黒田研二『硝子細工のマトリョーシカ』
~講談社ノベルス、 2001
年~
黒田研二さんによるノンシリーズの長編です。
歌織さんが手掛けた生放送ミステリードラマ「マトリョーシカ」が放送される夜。晋太郎さんのもとに、脅迫電話がかかってきます。歌織さんに毒をしかけた、というものでした。そしてドラマでは、歌織さんが倒れるシーンが流れます。
あわててスタジオを訪れた晋太郎さんですが、実際に歌織さんは毒を飲んだとのこと。ドラマの作中作の中でも毒を飲むことになっており、虚構と現実が入り交じり、混乱してきます。

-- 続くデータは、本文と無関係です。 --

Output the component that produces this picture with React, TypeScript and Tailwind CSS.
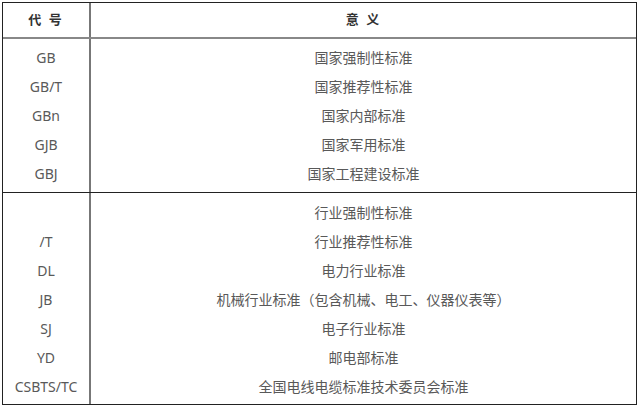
const font = { fontFamily: '"Noto Sans", "Noto Sans CJK SC", sans-serif' };

const national = [
  ['GB', '国家强制性标准'],
  ['GB/T', '国家推荐性标准'],
  ['GBn', '国家内部标准'],
  ['GJB', '国家军用标准'],
  ['GBJ', '国家工程建设标准'],
];

const industry = [
  ['', '行业强制性标准'],
  ['/T', '行业推荐性标准'],
  ['DL', '电力行业标准'],
  ['JB', '机械行业标准（包含机械、电工、仪器仪表等）'],
  ['SJ', '电子行业标准'],
  ['YD', '邮电部标准'],
  ['CSBTS/TC', '全国电线电缆标准技术委员会标准'],
];

const Section = ({ rows, last }: { rows: string[][]; last?: boolean }) => {
  const pad = last ? 'pt-[5px] pb-[3px]' : 'py-[4px]';
  return (
    <div className={`flex ${last ? '' : 'border-b border-[#222]'}`}>
      <div className={`w-[88px] shrink-0 border-r-2 border-[#777] ${pad}`}>
        {rows.map(([code], i) => (
          <div key={i} className="h-[29px] flex items-center justify-center">
            {code}
          </div>
        ))}
      </div>
      <div className={`flex-1 ${pad}`}>
        {rows.map(([, meaning], i) => (
          <div key={i} className="h-[29px] flex items-center justify-center">
            {meaning}
          </div>
        ))}
      </div>
    </div>
  );
};

export default function App() {
  return (
    <div className="w-[640px] h-[407px] bg-white pt-[2px] pl-[2px]" style={font}>
      <div className="w-[635px] border border-[#222] text-[14px] text-[#595959]">
        <div className="flex h-[36px] border-b-2 border-[#888] font-bold text-[#333] text-[13px]">
          <div className="w-[88px] shrink-0 border-r-2 border-[#777] flex items-center justify-center tracking-[2px]">
            代 号
          </div>
          <div className="flex-1 flex items-center justify-center tracking-[2px]">意 义</div>
        </div>
        <Section rows={national} />
        <Section rows={industry} last />
      </div>
    </div>
  );
}
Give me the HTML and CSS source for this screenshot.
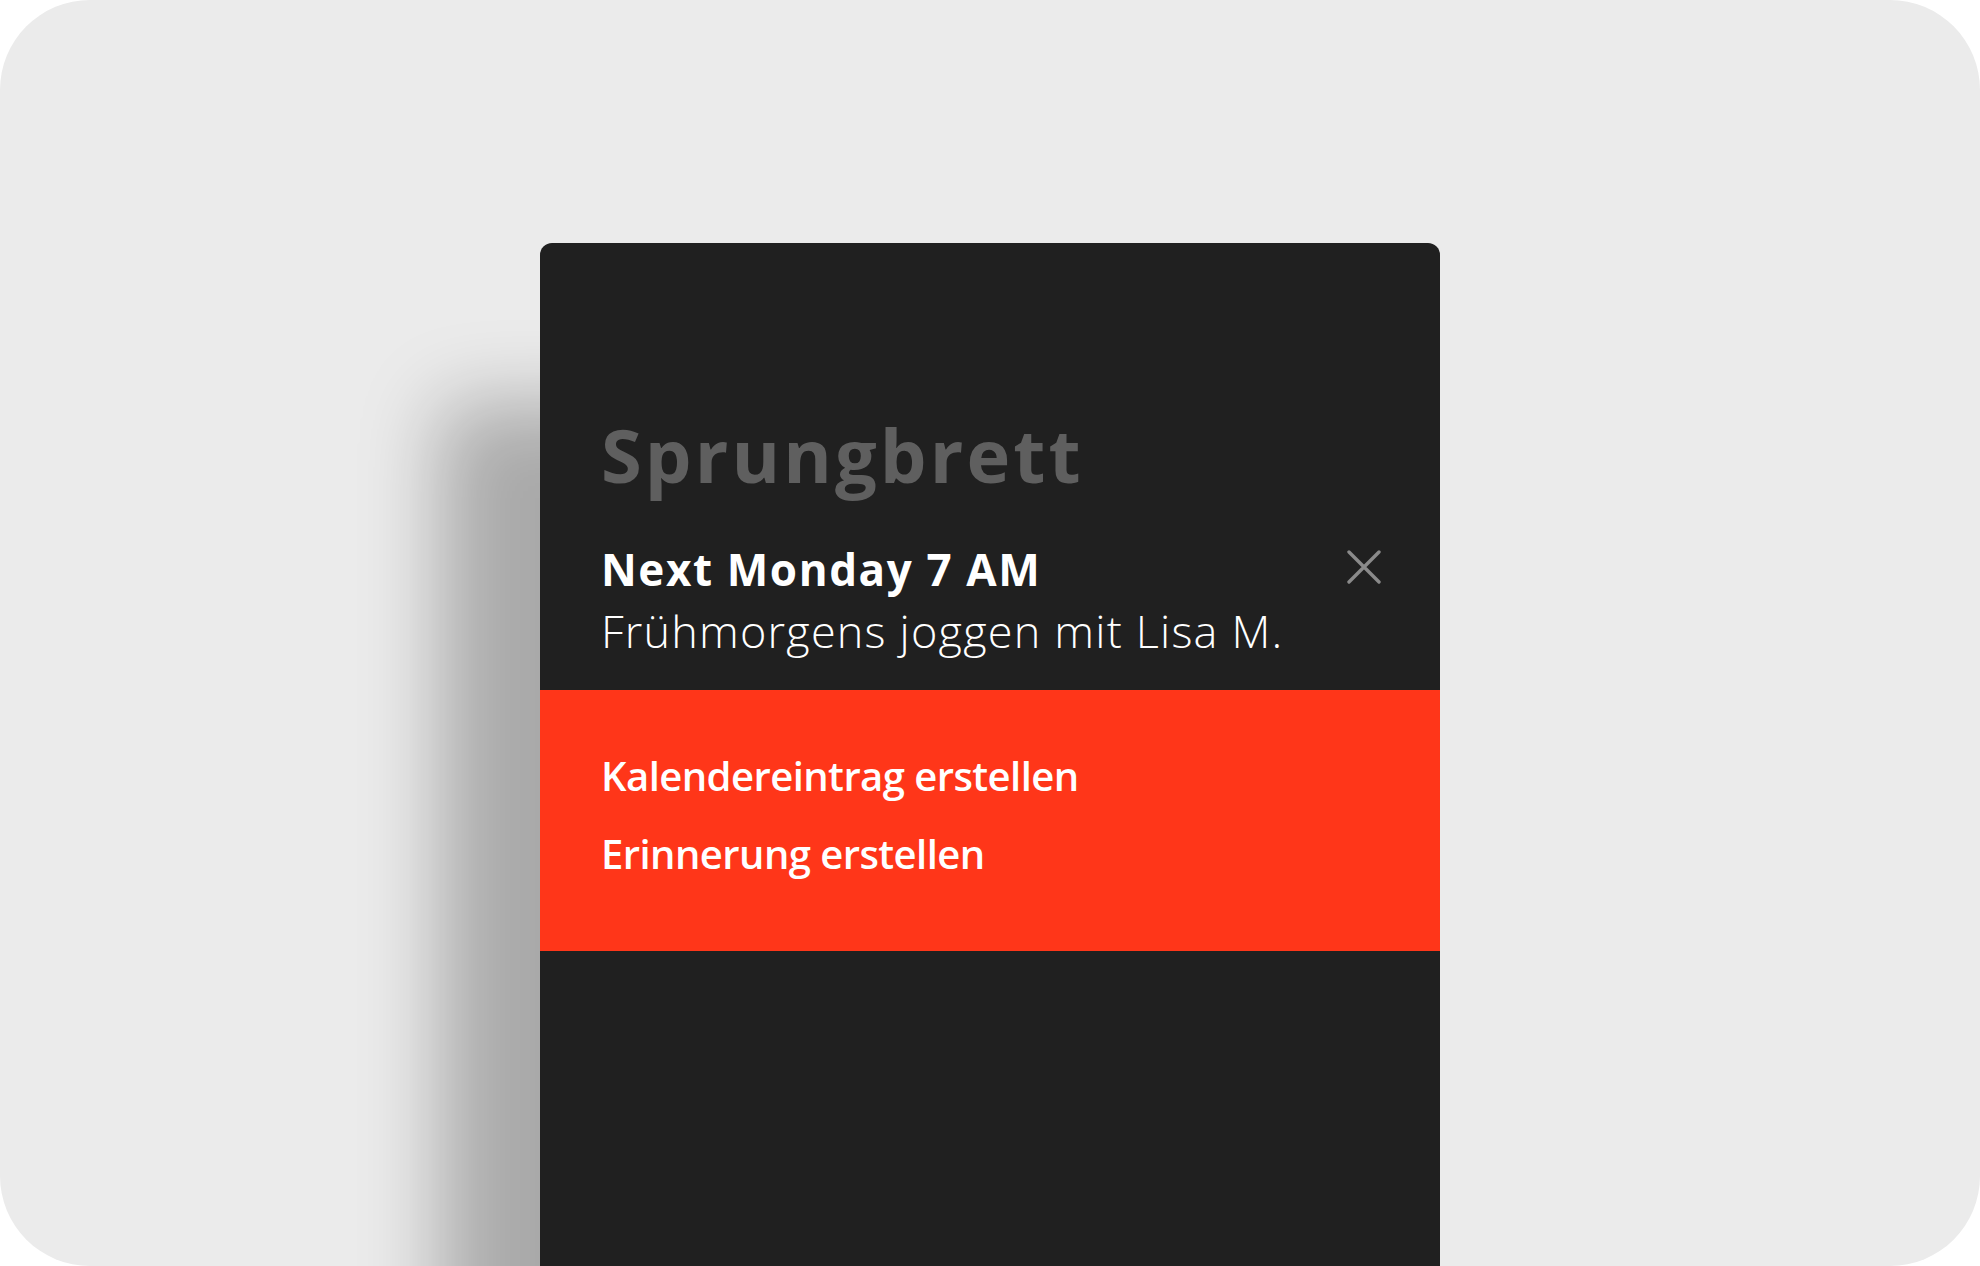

歌織さんが生放送にこだわった理由とは。そして、過去の女優の死亡、それを追った晋太郎さんの弟の自殺、歌織さんの元恋人の不可解な死の真相とは。
タイトルの「マトリョーシカ」のとおり、入れ子構造になったドラマの中での事件と現実の事件とが錯綜します。上の紹介では簡単にしか書きませんでしたが、歌織さんの元恋人は自室のカギを飲み込んだ状態で、密室状況の中、全裸で転落するという奇妙な死をとげていて、このあたりの謎解きも興味深いです。